## Task to carry out:
List, from the lines below, each one with "React" in it.

········

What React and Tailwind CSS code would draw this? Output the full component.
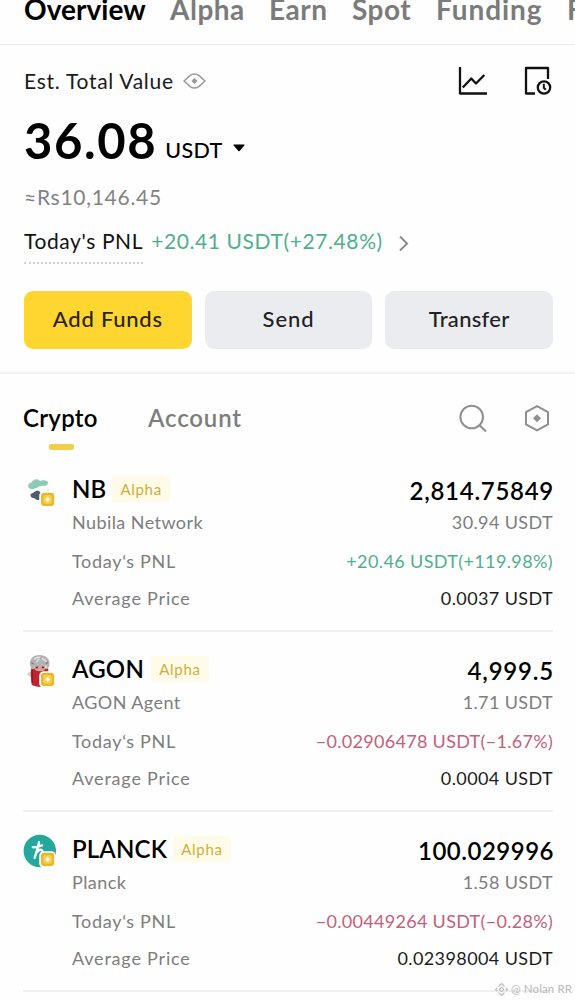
import React from "react";

const tabs = [
  ["Overview", "w-[146px] text-black tracking-[0.05px]"],
  ["Alpha", "w-[99px] text-[#7b7b7b] tracking-[0.5px]"],
  ["Earn", "w-[83px] text-[#7b7b7b] tracking-[0.5px]"],
  ["Spot", "w-[84px] text-[#7b7b7b] tracking-[0.5px]"],
  ["Funding", "w-[131px] text-[#7b7b7b] tracking-[0.9px]"],
  ["Futures", "w-[110px] text-[#7b7b7b]"],
];

function AlphaMark() {
  return (
    <g>
      <rect x="16.2" y="17.200" width="16.600" height="16.600" rx="4.5" fill="#fff" />
      <rect x="18" y="18.800" width="13.200" height="13.200" rx="3" fill="#e6b82b" />
      <rect x="20.2" y="21" width="8.8" height="8.8" rx="2" fill="#f4cd55" />
      <path d="M24.6 22.600l2.8 2.8-2.8 2.8-2.8-2.8z" fill="#fff0b8" />
      <circle cx="24.6" cy="25.4" r="1" fill="#fff" />
    </g>
  );
}

function NubilaIcon() {
  return (
    <svg width="34" height="34" viewBox="0 0 34 34">
      <path d="M5.2 12.800C4.600 10.300 6.300 9 8.400 8.500 9.500 6.600 11.200 5.300 13.400 5.300c1.700 0 2.900.8 3.500 2 1.300-.8 3-1.100 4.800-.9 2.200-.1 3.500 1.100 3.300 2.600-.2 2.200-2.200 3-4.600 2.800-1.500.3-2.700.1-4.100.4-1.100 1.300-2.600 2-4.400 2-1.700 1.700-6 1.300-6.700-1.400z" fill="#8dcbb9" />
      <path d="M7.500 21.300c0-1.600 1.600-2.500 3.300-2.900 1.200-1.400 3.300-2.100 5-1.500 1.800.7 2.600 2.200 2.500 4.600 0 2.700-1 4.400-2.900 4.500-1.500.2-2.700-.5-3.900-1.800-1.900 0-4-1.100-4-2.900z" fill="#4e5c6b" />
      <circle cx="25" cy="16.200" r=".9" fill="#d8d8cf" />
      <AlphaMark />
    </svg>
  );
}

function AgonIcon() {
  return (
    <svg width="34" height="34" viewBox="0 0 34 34">
      <path d="M8 18l-3.500 2.200 3 2z" fill="#eee" stroke="#999" strokeWidth=".6" />
      <path d="M8 14.500h17.200c.6 5 .4 11-.4 17.500-5 1.500-11.500 1.200-16-1-.9-5.500-1.200-11-.8-16.500z" fill="#c0242f" />
      <path d="M9.300 16v13" stroke="#8d1722" strokeWidth="1.200" />
      <path d="M11.500 10.500h11l-.6 5.600c-2.600 1.600-6.800 1.600-9.800 0z" fill="#d3a195" />
      <path d="M7 11C6.200 5.500 9.600 1 16.500 1S27.200 5.500 26.400 11c-.3 2-1.400 3.600-2.700 4.300l-.5-4-3 1.300-.7-2.700-3.300 3-1.300-2.500-3.100 1.900-.6 2.700C9 15.300 7.300 13.300 7 11z" fill="#b1b3b4" />
      <path d="M11 5.500c2-2 4-2.400 6-2.200M19 4.500c2 .5 3.700 1.700 4.400 3.500M13.500 8.500c.6-2 1.600-3 3-3.500" stroke="#dfe0e1" strokeWidth="1.500" fill="none" />
      <path d="M8.500 8.500l2 1.500M25 8l-2.200 1.700" stroke="#777" strokeWidth="1.300" />
      <path d="M12.800 13.500h2M19 13.500h2" stroke="#3a2c2c" strokeWidth="1.500" />
      <AlphaMark />
    </svg>
  );
}

function PlanckIcon() {
  return (
    <svg width="34" height="34" viewBox="0 0 34 34">
      <circle cx="16.800" cy="17" r="16.200" fill="#25a79b" />
      <path d="M16 8.200c-.8 5-2.600 10-4.400 15.600M9.800 13.200c3 .3 6.200-.6 9.200-1.800M13 19.300c1.700-2.500 3.900-4 5.600-3.300 1.500.6.9 2.600.3 4.500-.4 1.500-.7 2.700.2 3.400" fill="none" stroke="#fff" strokeWidth="2.300" strokeLinecap="round" strokeLinejoin="round" />
      <AlphaMark />
    </svg>
  );
}

const coins = [
  {
    Icon: NubilaIcon, symbol: "NB", name: "Nubila Network", badge: "ml-[6px]", symbolTrack: "tracking-[0px]", amountTrack: "tracking-[0.72px]",
    amount: "2,814.75849", value: "30.94 USDT", pnl: "+20.46 USDT(+119.98%)", pnlTrack: "tracking-[0.38px]", pnlColor: "text-[#4db08c]", avg: "0.0037 USDT",
  },
  {
    Icon: AgonIcon, symbol: "AGON", name: "AGON Agent", badge: "ml-[7px]", symbolTrack: "tracking-[0.2px]", amountTrack: "tracking-[0.8px]",
    amount: "4,999.5", value: "1.71 USDT", pnl: "−0.02906478 USDT(−1.67%)", pnlTrack: "tracking-[0.3px]", pnlColor: "text-[#c4607a]", avg: "0.0004 USDT",
  },
  {
    Icon: PlanckIcon, symbol: "PLANCK", name: "Planck", badge: "ml-[6px]", symbolTrack: "tracking-[0.15px]", amountTrack: "tracking-[0.5px]",
    amount: "100.029996", value: "1.58 USDT", pnl: "−0.00449264 USDT(−0.28%)", pnlTrack: "tracking-[0.3px]", pnlColor: "text-[#c4607a]", avg: "0.02398004 USDT",
  },
];

function CoinRow({ coin }) {
  const { Icon } = coin;
  return (
    <li className="flex h-[180px] border-b-2 border-[#f0f0f0] text-[18px] leading-6">
      <div className="w-[49px] shrink-0 pt-[22px]"><Icon /></div>
      <div className="flex-1 pt-6">
        <div className="flex h-[26px] items-center justify-between">
          <div className="flex items-center">
            <span className={`text-[24px] font-semibold text-black ${coin.symbolTrack}`}>{coin.symbol}</span>
            <span className={`flex h-[26px] w-[58px] items-center justify-center rounded-[3px] bg-[#fffbe8] pb-px text-[15px] tracking-[0.7px] text-[#cdb03c] ${coin.badge}`}>Alpha</span>
          </div>
          <span className={`-mr-px pt-[3px] text-[24px] font-semibold text-black ${coin.amountTrack}`}>{coin.amount}</span>
        </div>
        <div className="mt-[8px] flex justify-between text-[#7d7d7d]">
          <span className="tracking-[0.42px]">{coin.name}</span>
          <span className="tracking-[0.38px]">{coin.value}</span>
        </div>
        <div className="mt-[15px] flex justify-between">
          <span className="tracking-[0.68px] text-[#7d7d7d]">Today‘s PNL</span>
          <span className={`${coin.pnlTrack} ${coin.pnlColor}`}>{coin.pnl}</span>
        </div>
        <div className="mt-[13px] flex justify-between">
          <span className="tracking-[0.8px] text-[#7d7d7d]">Average Price</span>
          <span className="tracking-[0.4px] text-[#1c1c1c]">{coin.avg}</span>
        </div>
      </div>
    </li>
  );
}

export default function App() {
  return (
    <div className="relative h-[1000px] w-[575px] overflow-hidden bg-[#fefefe] font-['Lato','Noto_Sans',sans-serif] whitespace-nowrap">
      <nav className="flex h-[45px] overflow-hidden border-b border-[#ebebeb] pl-6">
        {tabs.map(([label, cls]) => (
          <span key={label} className={`h-[19px] shrink-0 text-[28px] leading-[19px] font-bold ${cls}`}>{label}</span>
        ))}
      </nav>

      <section className="h-[329px] border-b-2 border-[#f1f1f1] pr-[22px] pl-6 pt-[20px]">
        <div className="flex h-8 items-center">
          <span className="text-[21px] tracking-[0.72px] text-[#1a1a1a]">Est. Total Value</span>
          <svg className="ml-[9px]" width="23" height="16" viewBox="0 0 23 16" fill="none" stroke="#999" strokeWidth="1.500">
            <path d="M1 8L7.200 2.400Q11.500-.4 15.800 2.400L22 8l-6.200 5.600q-4.300 2.800-8.600 0z" strokeLinejoin="round" />
            <path d="M11.500 4.900L14.600 8l-3.100 3.100L8.400 8z" fill="#999" stroke="none" />
          </svg>
          <svg className="ml-auto" width="30" height="30" viewBox="0 0 30 30" fill="none" stroke="#111" strokeWidth="2.300" strokeLinejoin="round">
            <path d="M2 1v26.500h27M4.800 21.500l8.500-9 4.700 5 8.300-8.500" />
          </svg>
          <svg className="mr-[1px] ml-[35px]" width="29" height="30" viewBox="0 0 29 30" fill="none" stroke="#111" strokeWidth="2.300" strokeLinejoin="round">
            <path d="M25 13V2H3v25.500h9" />
            <circle cx="21" cy="21.500" r="6.200" />
            <path d="M20.800 17.800v4l2 2" strokeWidth="2" />
          </svg>
        </div>
        <div className="mt-[15px] flex h-[56px] items-baseline text-black">
          <span className="text-[49px] leading-[56px] font-bold tracking-[1.6px]">36.08</span>
          <span className="relative -top-px ml-[8px] text-[21.500px] font-medium tracking-[0.35px]">USDT</span>
          <svg className="ml-[10px] self-center" width="12" height="24" viewBox="0 0 12 24"><path d="M.8 15.500h10.400q.8 0 .3.700L6.600 22q-.6.700-1.200 0L.5 16.200q-.5-.7.300-.7z" transform="translate(0 1)" fill="#000" /></svg>
        </div>
        <div className="mt-[13px] h-8 text-[21px] leading-8 tracking-[0.72px] text-[#828282]">≈Rs10,146.45</div>
        <div className="mt-[7px] flex h-[44px] items-start text-[21px] leading-[42px]">
          <span className="h-[44px] border-b-2 border-dotted border-[#d2d2d2] tracking-[0.6px] text-[#111]">Today's PNL</span>
          <span className="ml-[8px] tracking-[0.6px] text-[#4db08c]">+20.41 USDT(+27.48%)</span>
          <svg className="mt-[15px] ml-[15px]" width="11" height="17" viewBox="0 0 11 17" fill="none" stroke="#8b8b8b" strokeWidth="2"><path d="M2 1.500l7 7-7 7" /></svg>
        </div>
        <div className="mt-[27px] grid grid-cols-3 gap-[13px]">
          <button className="h-[58px] rounded-[9px] bg-[#ffd530] pb-[3px] text-[22px] font-medium tracking-[0.75px] text-[#2a2412]">Add Funds</button>
          <button className="h-[58px] rounded-[9px] bg-[#eaecef] pb-[3px] text-[22px] font-medium tracking-[0.9px] text-[#222]">Send</button>
          <button className="h-[58px] rounded-[9px] bg-[#eaecef] pb-[3px] text-[22px] font-medium tracking-[0.3px] text-[#222]">Transfer</button>
        </div>
      </section>

      <section>
        <div className="flex h-[78px] items-start pt-[28px] pr-[25px] pl-[23px]">
          <div className="w-[125px]">
            <div className="text-[24px] leading-[32px] font-semibold tracking-[0.3px] text-black">Crypto</div>
            <div className="mt-[10px] ml-[25.500px] h-[6px] w-[25px] rounded-[2px] bg-[#f0d046]" />
          </div>
          <div className="text-[24px] leading-[32px] font-semibold tracking-[0.850px] text-[#7d7d7d]">Account</div>
          <svg className="mt-px ml-auto" width="30" height="30" viewBox="0 0 30 30" fill="none" stroke="#8f8f8f" strokeWidth="2">
            <circle cx="13.700" cy="14" r="11.300" /><path d="M21.500 22.200l6.500 6.300" />
          </svg>
          <svg className="ml-[36px]" width="26" height="32" viewBox="0 0 26 32" fill="none" stroke="#8f8f8f" strokeWidth="2">
            <path d="M13 4.200L24 10.200v12.200L13 28.400 2 22.400V10.200z" /><path d="M13 12.300l4 4-4 4-4-4z" fill="#8f8f8f" stroke="none" />
          </svg>
        </div>
        <ul className="pr-[22px] pl-[23px]">
          {coins.map((coin) => <CoinRow key={coin.symbol} coin={coin} />)}
        </ul>
      </section>

      <div className="absolute right-[3px] bottom-[3px] flex items-center gap-[3px] text-[11.500px] leading-4 tracking-[0.1px] text-[#b9b9b9]">
        <svg width="13" height="13" viewBox="0 0 13 13" fill="none" stroke="#b9b9b9" strokeWidth="1.100">
          <path d="M3.500 3.500l3-3 3 3M3.500 9.500l3 3 3-3M2.200 4.800L.6 6.500l1.600 1.700M10.800 4.800l1.600 1.700-1.600 1.700M6.500 4.200l2.300 2.300-2.300 2.300-2.300-2.300z" />
        </svg>
        <span>@ Nolan RR</span>
      </div>
    </div>
  );
}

········

## In response:
What React and Tailwind CSS code would draw this? Output the full component.
import React from "react";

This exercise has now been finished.